Inherited retinal diseases (IRDs) are a clinically and genetically heterogeneous set of disorders, for which diagnostic second-generation sequencing (next-generation sequencing, NGS) services have been developed worldwide.
We present the molecular findings of 537 individuals referred to a 105-gene diagnostic NGS test for IRDs. We assess the diagnostic yield, the spectrum of clinical referrals, the variant analysis burden and the genetic heterogeneity of IRD. We retrospectively analyse disease-causing variants, including an assessment of variant frequency in Exome Aggregation Consortium (ExAC).
Individuals were referred from 10 clinically distinct classifications of IRD. Of the 4542 variants clinically analysed, we have reported 402 mutations as a cause or a potential cause of disease in 62 of the 105 genes surveyed.

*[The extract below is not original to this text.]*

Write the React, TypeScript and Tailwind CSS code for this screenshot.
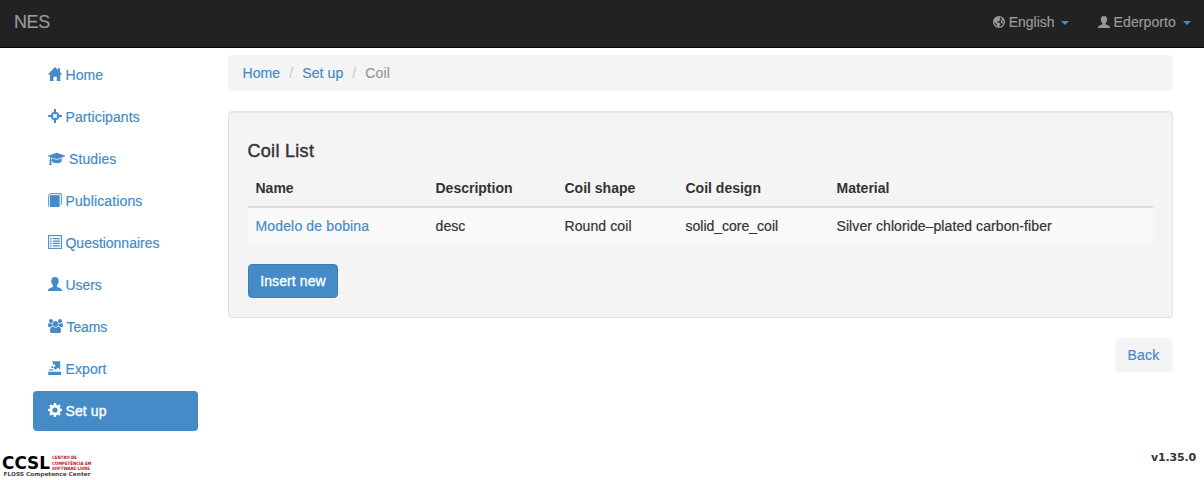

These variants account or likely account for the clinical diagnosis of IRD in 51% of the 537 referred individuals. 144 potentially disease-causing mutations were identified as novel at the time of clinical analysis, and we further demonstrate the segregation of known disease-causing variants among individuals with IRD. We show that clinically analysed variants indicated as rare in dbSNP and the Exome Variant Server remain rare in ExAC, and that genes discovered as a cause of IRD in the post-NGS era are rare causes of IRD in a population of clinically surveyed individuals.
Our findings illustrate the continued powerful utility of custom-gene panel diagnostic NGS tests for IRD in the clinic, but suggest clear future avenues for increasing diagnostic yields.